I had a similar reaction the first time I saw Saturn's rings--a friend had a roof top deck in the middle of Philadelphia, and small telescope from Edmunds. Didn't have any of that GPS stuff, but we found it just the same.

Neat.

Posted by: Eric Blair at June 30, 2004 8:54 AM

Gerard,

Reading that just warms my heart. Thanks.

BRD

Posted by: Bravo Romeo Delta at June 30, 2004 10:23 AM

Please post what network this will be televised on. You've inspired me.

Posted by: Cathy Eberhardt at June 30, 2004 11:15 AM

It will be on the NASA cable outlet present on most cable hookups as included. If you click on the link in the phrase "Check this page" above you'll go to the web page with current informaton and links.

Posted by: Gerard Van der Leun at June 30, 2004 11:18 AM

Gerard,

Your post about actually SEEING Saturn reminds me of my own stunned first encounter.

Some friends pulled out a cheapie telescope and I aimed it like a bazooka at the Moon and that nearby "star" which I thought/heard/read/other was Venus.

When it came into focus, I saw two, three, four orbs arrayed out from the planet and gasped "Jesus, not Venus...it's SATURN". Something that I "knew" all about was replaced with a child-like awe of seeing a world bigger than your own town.

I didn't see any rings - this was about ten years ago; I think that Saturn's rings were, at the time, perpendicular to an Earth viewpoint (but then I did mention that it was a CHEAP telescope, didn't I?).

As you said, you can read about it, see beautiful NASA imagery, have an interested layman's grasp of astronomy - but when you actually see something of that magnitude for yourself, WOW.

Thanks for a compelling post,
Keith

Posted by: Keith Macdonald at June 30, 2004 3:41 PM

Keith: What you may have seen was Jupiter and the four "Gallilean" moons (for their discoverer).

I remember extremely vividly the first time I saw Saturn with my own eyes on the wobbly back deck of a friend with a cheapie (1996). The feeling was absurd, I thought then ... that such a thrill would attach to such an expectedly mundane event. As a Star Trek child, I grew up thinking I would have a transporter by now ... but that view of Saturn and rings will stay with me to the end.

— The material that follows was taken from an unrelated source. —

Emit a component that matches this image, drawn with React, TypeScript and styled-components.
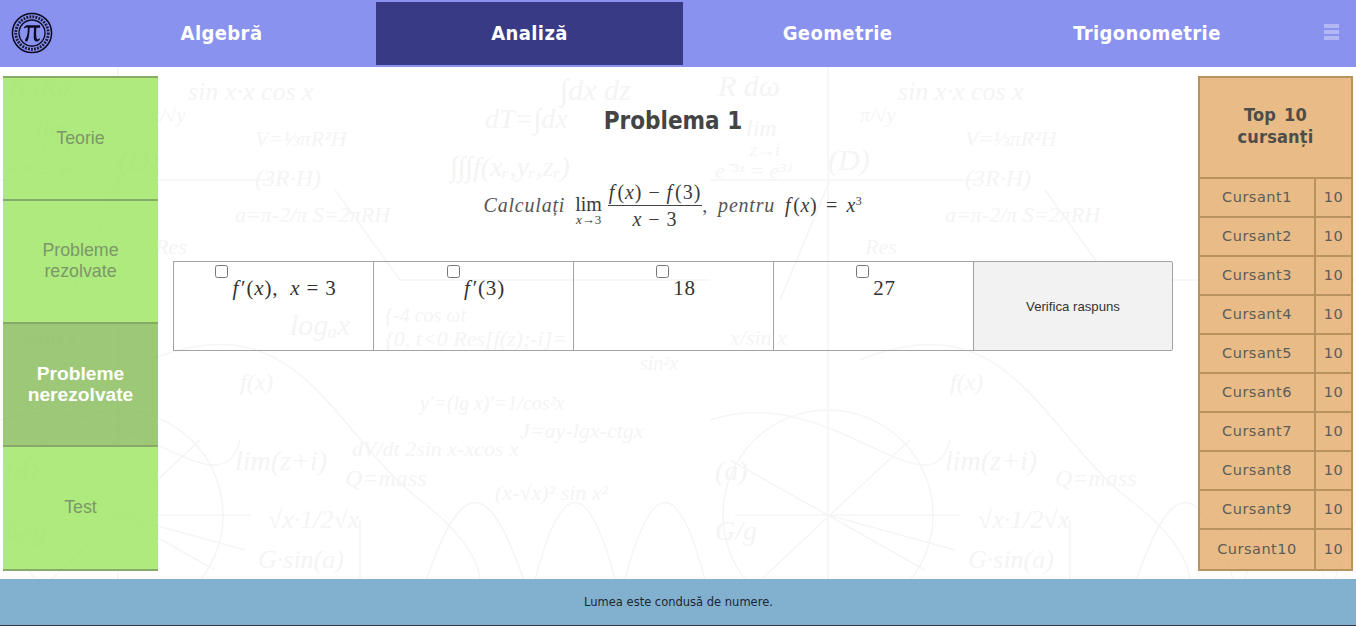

A couple years ago, I borrowed another friend's telescope to show my daughters the wonders over our heads in the dark, and was able to see both Saturn and rings, and Jupiter and the Gallilean moons. That's another "first" I won't ever forget.

Posted by: kobekko at June 30, 2004 9:48 PM

Kobekko,

You know, after I wrote my first post, I thought "... maybe it was Jupiter".

Thanks for the correction - everything else I wrote still holds true (and now I can still look forward to my first Saturn experience).

Keith

Posted by: Keith Macdonald at July 1, 2004 9:01 AM

Sorta does make you wonder how they got away with naming such a lousy car after such a heavenly celestial body.

All kidding aside though, I had a view in 1977 through another USAF Airman's Celestron C-8 'scope. He had the analog, motorized base, but locating a given target was all skill and some luck on his part.

But what a view when he did. Humbling, indeed.

Jim
Sloop New Dawn
Galveston, TX

Posted by: Jim at July 1, 2004 3:47 PM

Oh c'mon Jim,

I rented a Saturn during an Ohio-Kentucky-Tennessee-W. Virginia vacation and I thought it was great.

Of course, that was compared to an 18 year old Escort left moldering on a Brooklyn street (since upgraded to an '03 Corolla - oh boy!).